In 2013, Sister Grace Remington from Our Lady of Mississippi Abbey shared a piece of her art with the world. You’ve probably seen it. It depicts a very pregnant Mary with Eve, the serpent wrapped around Eve’s ankles. Eve’s hand is on Mary’s belly and Mary is holding her hand with her own, the other cradling Eve’s face, consoling her; each are looking down at the womb where the Saviour grows. Here is an inspired piece from Scott Erickson on Instagram. You can purchase copies of this piece as cards, prints, and postcards here.
When I first started working with this text, I immediately thought of this piece, and wished that there was a similar one for Mary and Elizabeth’s shared moment. As Elizabeth speaks her humbled, awe-filled, gratitude, “And blessed is she who believed that there would be a fulfillment of what was spoken to her by the Lord,” I can see her holding her own pregnant womb, and similarly reaching out to Mary. It is a consolation of a different kind, but is not altogether different than what Mary is depicted as giving to Eve in this painting.
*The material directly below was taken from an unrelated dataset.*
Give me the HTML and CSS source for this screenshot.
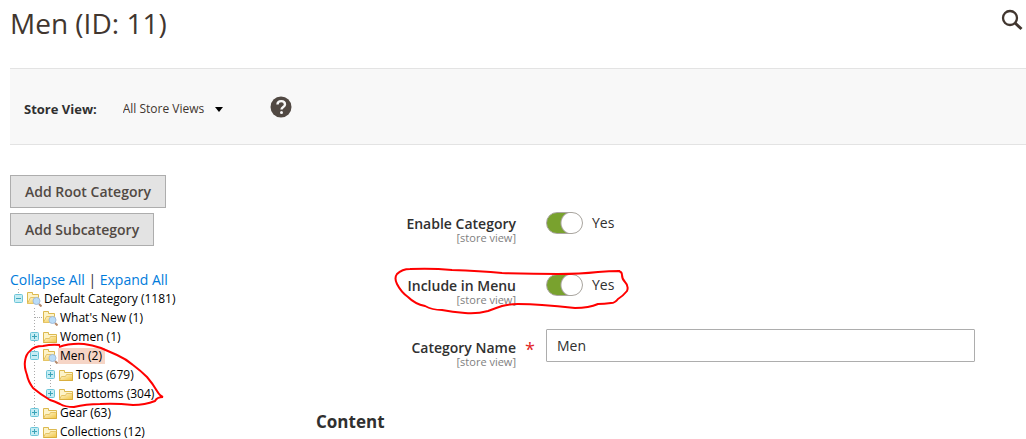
FILE: index.html
```html
<!DOCTYPE html>
<html lang="en">
<head>
    <meta charset="UTF-8">
    <meta name="viewport" content="width=device-width, initial-scale=1.0">
    <title>Men (ID: 11) / Categories</title>
    <link rel="stylesheet" href="styles.css">
</head>
<body>
    <!-- Shared icons -->
    <svg class="sprite" aria-hidden="true">
        <defs>
            <linearGradient id="gold" x1="0" y1="0" x2="1" y2="1">
                <stop offset="0" stop-color="#fff8d8"/>
                <stop offset="1" stop-color="#f0c441"/>
            </linearGradient>
            <symbol id="folder" viewBox="0 0 16 16">
                <path d="M1.500 13.500v-10h5v2h8v8z" fill="#fdf3c8" stroke="#dcb94f"/>
                <path d="M1.500 13.500l2-4h4l1-2h6v6z" fill="url(#gold)" stroke="#e6c566"/>
                <path d="M1.500 13.500h13v-6" fill="none" stroke="#d9ae3e"/>
            </symbol>
            <symbol id="folder-search" viewBox="0 0 16 16">
                <path d="M1.500 12.500v-11h5v2h6v9z" fill="#fdf3c8" stroke="#dcb94f"/>
                <path d="M1.500 12.500l3-6h8v6z" fill="url(#gold)" stroke="#e6c566"/>
                <path d="M13 13l2.500 2.500" stroke="#b58a6c" stroke-width="2"/>
                <circle cx="10.500" cy="10" r="3.500" fill="#b9dcf8" stroke="#a3bcd8"/>
            </symbol>
            <symbol id="minus" viewBox="0 0 9 9">
                <rect x="0.500" y="0.500" width="8" height="8" rx="1" fill="#c5ecf3" stroke="#6cc5d8"/>
                <path d="M2 4.500h5" stroke="#3aa3b8"/>
            </symbol>
            <symbol id="plus" viewBox="0 0 9 9">
                <rect x="0.500" y="0.500" width="8" height="8" rx="1" fill="#c5ecf3" stroke="#6cc5d8"/>
                <path d="M2 4.500h5M4.500 2v5" stroke="#3aa3b8"/>
            </symbol>
        </defs>
    </svg>

    <header class="page-header">
        <h1>Men (ID: 11)</h1>
        <button class="search" type="button" aria-label="Search">
            <svg width="22" height="22" viewBox="0 0 22 22" fill="none" stroke="#41362f">
                <circle cx="9" cy="9" r="7" stroke-width="2.300"/>
                <path d="M14 14l6.500 6" stroke-width="3"/>
            </svg>
        </button>
    </header>

    <div class="store-bar">
        <label for="store">Store View:</label>
        <div class="store-switcher">
            <select id="store">
                <option>All Store Views</option>
            </select>
            <svg class="caret" width="8" height="5" viewBox="0 0 8 5"><path d="M0 0h8l-4 5z"/></svg>
        </div>
        <a class="help" href="#" aria-label="Help">
            <svg width="22" height="22" viewBox="0 0 22 22">
                <circle cx="11" cy="11" r="10.500" fill="#514943"/>
                <path d="M7.500 8.500c0-4.500 7.500-4.500 7.500 0c0 2.500-3.500 2.500-3.500 5" fill="none" stroke="#f8f8f8" stroke-width="2.400"/>
                <circle cx="11.500" cy="16.500" r="1.500" fill="#f8f8f8"/>
            </svg>
        </a>
    </div>

    <main class="content">
        <aside class="sidebar">
            <button class="button" type="button">Add Root Category</button>
            <button class="button" type="button">Add Subcategory</button>

            <div class="tree-actions">
                <a href="#">Collapse All</a> | <a href="#">Expand All</a>
            </div>

            <div class="tree">
                <div class="node root">
                    <svg class="toggle"><use href="#minus"/></svg>
                    <svg class="icon"><use href="#folder-search"/></svg>
                    <a href="#">Default Category (1181)</a>
                </div>
                <div class="children">
                    <div class="node leaf">
                        <svg class="icon"><use href="#folder-search"/></svg>
                        <a href="#">What's New (1)</a>
                    </div>
                    <div class="node">
                        <svg class="toggle"><use href="#plus"/></svg>
                        <svg class="icon"><use href="#folder"/></svg>
                        <a href="#">Women (1)</a>
                    </div>
                    <div class="node">
                        <svg class="toggle"><use href="#minus"/></svg>
                        <svg class="icon"><use href="#folder-search"/></svg>
                        <a class="selected" href="#">Men (2)</a>
                    </div>
                    <div class="children">
                        <div class="node">
                            <svg class="toggle"><use href="#plus"/></svg>
                            <svg class="icon"><use href="#folder"/></svg>
                            <a href="#">Tops (679)</a>
                        </div>
                        <div class="node">
                            <svg class="toggle"><use href="#plus"/></svg>
                            <svg class="icon"><use href="#folder"/></svg>
                            <a href="#">Bottoms (304)</a>
                        </div>
                    </div>
                    <div class="node">
                        <svg class="toggle"><use href="#plus"/></svg>
                        <svg class="icon"><use href="#folder"/></svg>
                        <a href="#">Gear (63)</a>
                    </div>
                    <div class="node">
                        <svg class="toggle"><use href="#plus"/></svg>
                        <svg class="icon"><use href="#folder"/></svg>
                        <a href="#">Collections (12)</a>
                    </div>
                </div>
                <svg class="mark mark-tree" viewBox="20 340 150 70" aria-hidden="true">
                    <path d="M59 347Q70 343 84 344Q92 345 101 348L117 355Q126 359 133 365Q141 371 147 377Q153 384 157 391Q160 396 163 397Q157 397 155 401Q145 405 133 405Q115 403 100 404Q86 404 74 407Q65 407 60 404Q54 401 50 400Q40 394 33 388Q28 381 27 375Q24 367 25 361Q26 354 30 351Q34 346 43 346Q52 344 60 345"/>
                </svg>
            </div>
        </aside>

        <form class="form">
            <div class="field">
                <label for="enable">Enable Category<small>[store view]</small></label>
                <div class="control">
                    <input class="switch" id="enable" type="checkbox" checked>
                    <span>Yes</span>
                </div>
            </div>
            <div class="field">
                <label for="menu">Include in Menu<small>[store view]</small></label>
                <div class="control">
                    <input class="switch" id="menu" type="checkbox" checked>
                    <span>Yes</span>
                </div>
                <svg class="mark mark-field" viewBox="390 265 245 52" aria-hidden="true">
                    <path d="M617 271Q622 271 622 275Q622 279 625 282Q629 286 627 291Q623 296 618 299Q615 303 611 303Q604 304 598 304Q589 308 575 308Q557 306 542 305Q530 304 518 304Q508 304 502 306Q496 308 488 311Q477 314 465 313Q452 312 442 310Q432 310 425 306Q415 304 408 297Q401 292 397 284Q394 278 397 274Q402 269 410 269Q432 268 452 270Q480 271 502 273Q532 274 558 274Q580 274 598 272Q609 271 620 271"/>
                </svg>
            </div>
            <div class="field required">
                <label for="name">Category Name<small>[store view]</small></label>
                <div class="control">
                    <input class="text" id="name" type="text" value="Men">
                </div>
            </div>
            <h2>Content</h2>
        </form>
    </main>
</body>
</html>
```

FILE: styles.css
```css
* {
    box-sizing: border-box;
}
body {
    margin: 0;
    font-family: "Open Sans", "Noto Sans", sans-serif;
    font-size: 14px;
    line-height: 20px;
    color: #303030;
    background: #fff;
}
button, input, select {
    font: inherit;
}
a {
    color: #007bdb;
    text-decoration: none;
}
svg {
    display: block;
}
.sprite {
    position: absolute;
    width: 0;
    height: 0;
}

/* Header */
.page-header {
    display: flex;
    align-items: flex-start;
    justify-content: space-between;
    height: 68px;
    padding: 3px 3px 0 10px;
}
.page-header h1 {
    margin: 0;
    font-size: 28px;
    font-weight: 400;
    line-height: 40px;
    color: #41362f;
}
.search {
    margin-top: 6px;
    padding: 0;
    border: none;
    background: none;
    cursor: pointer;
}

/* Store view bar */
.store-bar {
    display: flex;
    align-items: center;
    height: 77px;
    margin-left: 10px;
    padding: 4px 14px 0;
    border-top: 1px solid #e3e3e3;
    border-bottom: 1px solid #e3e3e3;
    background: #f8f8f8;
}
.store-bar label {
    font-size: 13px;
    font-weight: 700;
}
.store-switcher {
    position: relative;
    margin-left: 26px;
}
.store-switcher select {
    padding: 0 18px 0 0;
    border: none;
    background: none;
    appearance: none;
    font-size: 12px;
    color: #41362f;
}
.caret {
    position: absolute;
    top: 9px;
    right: 0;
    pointer-events: none;
}
.help {
    margin: 0 0 4px 47px;
}

/* Columns */
.content {
    display: flex;
    padding: 30px 51px 0 10px;
}
.sidebar {
    flex: 0 0 306px;
}
.button {
    display: block;
    height: 33px;
    margin-bottom: 5px;
    padding: 0 14px;
    border: 1px solid #adadad;
    background: #e3e3e3;
    font-weight: 600;
    color: #514943;
    cursor: pointer;
}
.tree-actions {
    margin-top: 25px;
    line-height: 18px;
}

/* Category tree */
.tree {
    position: relative;
    font-size: 12px;
    line-height: 16px;
}
.node {
    display: flex;
    align-items: center;
    height: 19px;
    padding-left: 4px;
}
.node a {
    padding: 0 3px 0 2px;
    color: #000;
}
.node a.selected {
    background: #f6d5c6;
}
.toggle {
    width: 9px;
    height: 9px;
    margin-right: 3px;
}
.icon {
    width: 16px;
    height: 16px;
}
.root {
    background: repeating-linear-gradient(#aaa 0 1px, transparent 1px 3px) 8px 0 / 1px 5px no-repeat;
}
.leaf::before {
    content: "";
    width: 8px;
    margin: 0 0 0 4px;
    border-top: 1px dotted #aaa;
}
.children {
    padding-left: 16px;
    background: repeating-linear-gradient(#aaa 0 1px, transparent 1px 3px) 24px 0 / 1px calc(100% - 10px) no-repeat;
}

/* Form */
.form {
    flex: 1;
    padding-top: 30px;
}
.field {
    position: relative;
    display: grid;
    grid-template-columns: 200px 1fr;
    column-gap: 30px;
    height: 33px;
    margin-bottom: 29px;
}
.field label {
    padding-top: 11px;
    font-weight: 600;
    line-height: 16px;
    text-align: right;
}
.field small {
    display: block;
    font-size: 11px;
    font-weight: 400;
    line-height: 12px;
    color: #808080;
}
.control {
    display: flex;
    align-items: center;
    gap: 9px;
    height: 36px;
}
.required .control {
    height: 33px;
}
.required label::after {
    content: "*";
    position: absolute;
    top: 12px;
    left: 209px;
    font-size: 18px;
    font-weight: 400;
    color: #e22626;
}
.switch {
    width: 37px;
    height: 22px;
    margin: 0;
    border: 1px solid #aaa6a0;
    border-radius: 11px;
    background: radial-gradient(circle at 25px 10px, #fff 10px, #aaa6a0 11px, #79a22e 12px);
    appearance: none;
}
.text {
    width: 100%;
    height: 33px;
    padding: 0 10px;
    border: 1px solid #adadad;
    border-radius: 1px;
    color: #303030;
}
.form h2 {
    margin: 50px 0 0;
    font-size: 17px;
    font-weight: 700;
    line-height: 20px;
}

/* Red pen marks */
.mark {
    position: absolute;
    fill: none;
    stroke: #f00;
    stroke-width: 2;
    pointer-events: none;
}
.mark-tree {
    top: 51px;
    left: 10px;
    width: 150px;
    height: 70px;
}
.mark-field {
    top: -2px;
    left: 74px;
    width: 245px;
    height: 52px;
}
```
And in this, we see that Elizabeth’s blessing, for herself, for Mary, and for anyone—even Eve—who hears the promise of God and believes it will be fulfilled, who obeys with fear and trembling coupled with faith, is blessed. Yes, even Eve, and every person who succumbs to the temptations of sin, can be blessed in the turn to faith and waiting on the fulfillment of the Lord. This is the encouragement we can offer to one another as we seek to join Mary and Elizabeth in saying “yes” to God and living by faith.